Below is a copy of a letter Selden just sent the Richmond mayor. It is a shame that residents of Westwood, a tiny but important community at Willow Lawn Drive and Patterson Avenue, have to once again band together and resist yet another legalistic assault by an indifferent and uncaring City administration. The importance of this neighborhood can’t be underestimated, and the threat to it is very real. The Shockoe Examiner explored the significance of Westwood years ago – please read this entry that illuminates the history of the neighborhood, its role in the struggle for Civil Rights, and why an appeal to the Mayor is so important.
Dear Mayor Avula:
The historic neighborhood of Westwood is again under attack, and it is remarkable how often this tiny African-American Richmond community has faced destruction and persevered. Richmond has a terrible record of destroying its Black neighborhoods: Jackson Ward was gutted by I-95, Fulton was turned into an urban prairie, and Navy Hill was bulldozed into Shockoe Valley.
As horrific as all that sounds, none of these disasters of civic planning was fueled by the overt racial prejudice that once drove an effort to erase the entire Westwood neighborhood down to the ground and disperse the families who had been there for generations.
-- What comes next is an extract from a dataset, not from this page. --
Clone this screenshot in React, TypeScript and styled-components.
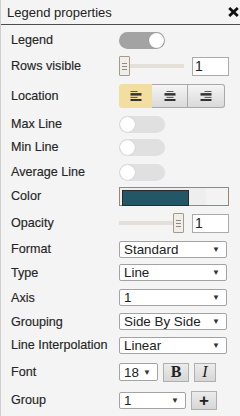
import React from 'react';
import styled, { createGlobalStyle } from 'styled-components';

const GlobalStyle = createGlobalStyle`
  html, body {
    margin: 0;
    padding: 0;
    background: #f4f4f4;
  }
  body {
    font-family: "Liberation Sans", Arial, sans-serif;
    color: #333;
  }
`;

const Panel = styled.div`
  width: 239px;
  height: 416px;
  background: #f4f4f4;
  border-left: 1px solid #cfcfcf;
  overflow: hidden;
`;

const Header = styled.div`
  height: 24px;
  display: flex;
  align-items: center;
  justify-content: space-between;
  padding: 0 1px 0 6px;
  border-bottom: 1px solid #4d4d4d;
`;

const Title = styled.span`
  font-size: 13px;
  color: #222;
`;

const Body = styled.div`
  padding: 1px 0 0 10px;
`;

const Row = styled.div<{ h: number }>`
  height: ${p => p.h}px;
  display: grid;
  grid-template-columns: 108px 1fr;
  align-items: center;
`;

const Label = styled.span`
  font-size: 12.6px;
  color: #262626;
  white-space: nowrap;
  -webkit-text-stroke: 0.15px #262626;
`;

const Controls = styled.div<{ gap?: number }>`
  display: flex;
  align-items: center;
  gap: ${p => p.gap ?? 0}px;
`;

const Track = styled.div<{ on?: boolean }>`
  width: 46px;
  height: 17px;
  border-radius: 9px;
  background: ${p => (p.on ? '#a3a3a3' : '#e0e0e0')};
  display: flex;
  align-items: center;
  justify-content: ${p => (p.on ? 'flex-end' : 'flex-start')};
  padding: 0 1px;
  box-sizing: border-box;
`;

const Knob = styled.div`
  width: 15px;
  height: 15px;
  border-radius: 50%;
  background: #fff;
  box-shadow: 0 0 1px rgba(0, 0, 0, 0.25);
`;

const SliderBox = styled.div`
  width: 65px;
  height: 20px;
  display: flex;
  align-items: center;
`;

const Rail = styled.div<{ grow: number }>`
  flex: ${p => p.grow} 1 0;
  height: 4px;
  background: #e4dfd8;
`;

const Handle = styled.div`
  width: 9px;
  height: 18px;
  border: 1px solid #a89a8b;
  border-radius: 1px;
  background: #f1ede8;
  display: flex;
  align-items: center;
  justify-content: center;
  flex-shrink: 0;
`;

const NumberBox = styled.div`
  width: 33px;
  height: 17px;
  border: 1px solid #ababab;
  background: #fff;
  font-size: 14px;
  line-height: 17px;
  padding-left: 2px;
  color: #222;
  box-sizing: content-box;
`;

const ButtonGroup = styled.div`
  display: flex;
  height: 24px;
`;

const AlignButton = styled.div<{ w: number; active?: boolean; last?: boolean; first?: boolean }>`
  width: ${p => p.w}px;
  height: 24px;
  box-sizing: border-box;
  display: flex;
  align-items: center;
  justify-content: center;
  background: ${p => (p.active ? '#f2dea1' : 'linear-gradient(#f5f5f5, #d9d9d9)')};
  border: 1px solid ${p => (p.active ? '#f2dea1' : '#a9a9a9')};
  border-left-width: ${p => (p.first ? 1 : 0)}px;
  border-radius: ${p => (p.first ? '3px 0 0 3px' : p.last ? '0 3px 3px 0' : '0')};
`;

const ColorBox = styled.div`
  width: 110px;
  height: 19px;
  border: 1px solid #9c8670;
  background: linear-gradient(90deg, #eeeeee 80%, #f3f3f3 80%);
  padding: 2px 0 0 2px;
  box-sizing: border-box;
  display: flex;
`;

const Swatch = styled.div<{ color: string }>`
  width: 67px;
  height: 16px;
  background: ${p => p.color};
  border: 1px solid #2a2a2a;
  box-sizing: border-box;
`;

const Select = styled.div<{ w: number; h?: number }>`
  width: ${p => p.w}px;
  height: ${p => p.h ?? 17}px;
  box-sizing: border-box;
  border: 1px solid #a3a3a3;
  border-radius: 2px;
  background: #fff;
  display: flex;
  align-items: center;
  justify-content: space-between;
  padding: 0 6px 0 4px;
  font-size: 13.4px;
  color: #222;
`;

const Arrow = styled.span`
  font-size: 8px;
  color: #333;
`;

const ToolButton = styled.div<{ w: number }>`
  width: ${p => p.w}px;
  height: 19px;
  box-sizing: border-box;
  border: 1px solid #b0b0b0;
  background: linear-gradient(#ececec, #d6d6d6);
  display: flex;
  align-items: center;
  justify-content: center;
  font-family: "Liberation Serif", "Times New Roman", serif;
  font-size: 16px;
  color: #222;
`;

const PlusGlyph = styled.b`
  font-family: "Liberation Sans", Arial, sans-serif;
  font-size: 17px;
  line-height: 1;
`;

const Toggle = ({ on }: { on?: boolean }) => (
  <Track on={on}>
    <Knob />
  </Track>
);

const Grip = () => (
  <svg width="5" height="7" viewBox="0 0 5 7">
    <path d="M0 0.5H5M0 3.5H5M0 6.5H5" stroke="#8a8a8a" strokeWidth="1" />
  </svg>
);

const Slider = ({ at }: { at: 'start' | 'end' }) => (
  <SliderBox>
    <Rail grow={at === 'end' ? 1 : 0} />
    <Handle>
      <Grip />
    </Handle>
    <Rail grow={at === 'start' ? 1 : 0} />
  </SliderBox>
);

const AlignIcon = ({ align }: { align: 'left' | 'center' | 'right' }) => {
  const rows = [
    [7, 0.8],
    [11, 2.5],
    [7, 0.8],
    [11, 2.5],
  ];
  let y = 0;
  return (
    <svg width="12" height="10" viewBox="0 0 12 10">
      {rows.map(([w, t], i) => {
        const x = align === 'left' ? 0.5 : align === 'right' ? 11.5 - w : (12 - w) / 2;
        const rect = <rect key={i} x={x} y={y} width={w} height={t} fill="#333" />;
        y += t + 1.3;
        return rect;
      })}
    </svg>
  );
};

const CloseIcon = () => (
  <svg width="11" height="10" viewBox="0 0 11 10">
    <path d="M1.2 1L9.8 9M9.8 1L1.2 9" stroke="#111" strokeWidth="2.8" />
  </svg>
);

const Dropdown = ({ w, h, value }: { w: number; h?: number; value: string }) => (
  <Select w={w} h={h}>
    <span>{value}</span>
    <Arrow>▼</Arrow>
  </Select>
);

export default function App() {
  return (
    <>
      <GlobalStyle />
      <Panel>
        <Header>
          <Title>Legend properties</Title>
          <CloseIcon />
        </Header>
        <Body>
          <Row h={28}>
            <Label>Legend</Label>
            <Toggle on />
          </Row>
          <Row h={24}>
            <Label>Rows visible</Label>
            <Controls gap={8}>
              <Slider at="start" />
              <NumberBox>1</NumberBox>
            </Controls>
          </Row>
          <Row h={36}>
            <Label>Location</Label>
            <ButtonGroup>
              <AlignButton w={33} active first>
                <AlignIcon align="left" />
              </AlignButton>
              <AlignButton w={36}>
                <AlignIcon align="center" />
              </AlignButton>
              <AlignButton w={37} last>
                <AlignIcon align="right" />
              </AlignButton>
            </ButtonGroup>
          </Row>
          <Row h={20}>
            <Label>Max Line</Label>
            <Toggle />
          </Row>
          <Row h={26}>
            <Label>Min Line</Label>
            <Toggle />
          </Row>
          <Row h={24}>
            <Label>Average Line</Label>
            <Toggle />
          </Row>
          <Row h={24}>
            <Label>Color</Label>
            <ColorBox>
              <Swatch color="#245766" />
            </ColorBox>
          </Row>
          <Row h={30}>
            <Label>Opacity</Label>
            <Controls gap={8}>
              <Slider at="end" />
              <NumberBox>1</NumberBox>
            </Controls>
          </Row>
          <Row h={22}>
            <Label>Format</Label>
            <Dropdown w={108} value="Standard" />
          </Row>
          <Row h={25}>
            <Label>Type</Label>
            <Dropdown w={108} value="Line" />
          </Row>
          <Row h={25}>
            <Label>Axis</Label>
            <Dropdown w={108} value="1" />
          </Row>
          <Row h={23}>
            <Label>Grouping</Label>
            <Dropdown w={108} value="Side By Side" />
          </Row>
          <Row h={24}>
            <Label>Line Interpolation</Label>
            <Dropdown w={108} value="Linear" />
          </Row>
          <Row h={30}>
            <Label>Font</Label>
            <Controls gap={5}>
              <Dropdown w={39} h={18} value="18" />
              <ToolButton w={26}>
                <b>B</b>
              </ToolButton>
              <ToolButton w={22}>
                <i>I</i>
              </ToolButton>
            </Controls>
          </Row>
          <Row h={26}>
            <Label>Group</Label>
            <Controls gap={5}>
              <Dropdown w={67} value="1" />
              <ToolButton w={26}>
                <PlusGlyph>+</PlusGlyph>
              </ToolButton>
            </Controls>
          </Row>
        </Body>
      </Panel>
    </>
  );
}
And yet, Westwood prevailed and survived.
In recognition of its astonishing past and fragile present, the community has been recently named to the list of Preservation Virginia’s “Most Endangered” list. Nevertheless, Westwood is again under siege by an insensitive bureaucratic assault called “Code Refresh.” This ham-handed revision of the city zoning code would allow more density on the existing street grid. The affordable homes and lots in Westwood have already felt the attention of developers in their neighborhood, builders who are snatching up houses and properties.
Mashing more density into Westwood’s existing housing stock will forever alter the character of the neighborhood and rising taxes will disperse the current residents. This triumph of the developer is the result of insensitive and poor planning on the part of the “Code Refresh” proponents. Places like Westwood desperately need to be exempted from “one size fits all” planning, and Richmonders look to your office to provide the kind of leadership and vision to understand this.
Mayor Avula, a myth in our country exalts real estate developers as kings. Let’s not allow Richmond’s future to become yet another victim of that horrid idea. Revise “Code Refresh” to accommodate our past – it is ours to have or lose, and as they well know in Westwood, it is up to us to defend our history. We need your help and support.
Sincerely,
Selden Richardson
To contact Richmond Mayor Danny Avula, call the Mayor's Office at (804) 646-7970 or email RVAMayor@rva.gov.
You can also visit or send mail to the office at 900 E. Broad St., Suite 201, Richmond, VA 23219
2 comments:
Thank you so much for publishing this and Selden thank you so much for standing up for Westwood!!! It means so much!!!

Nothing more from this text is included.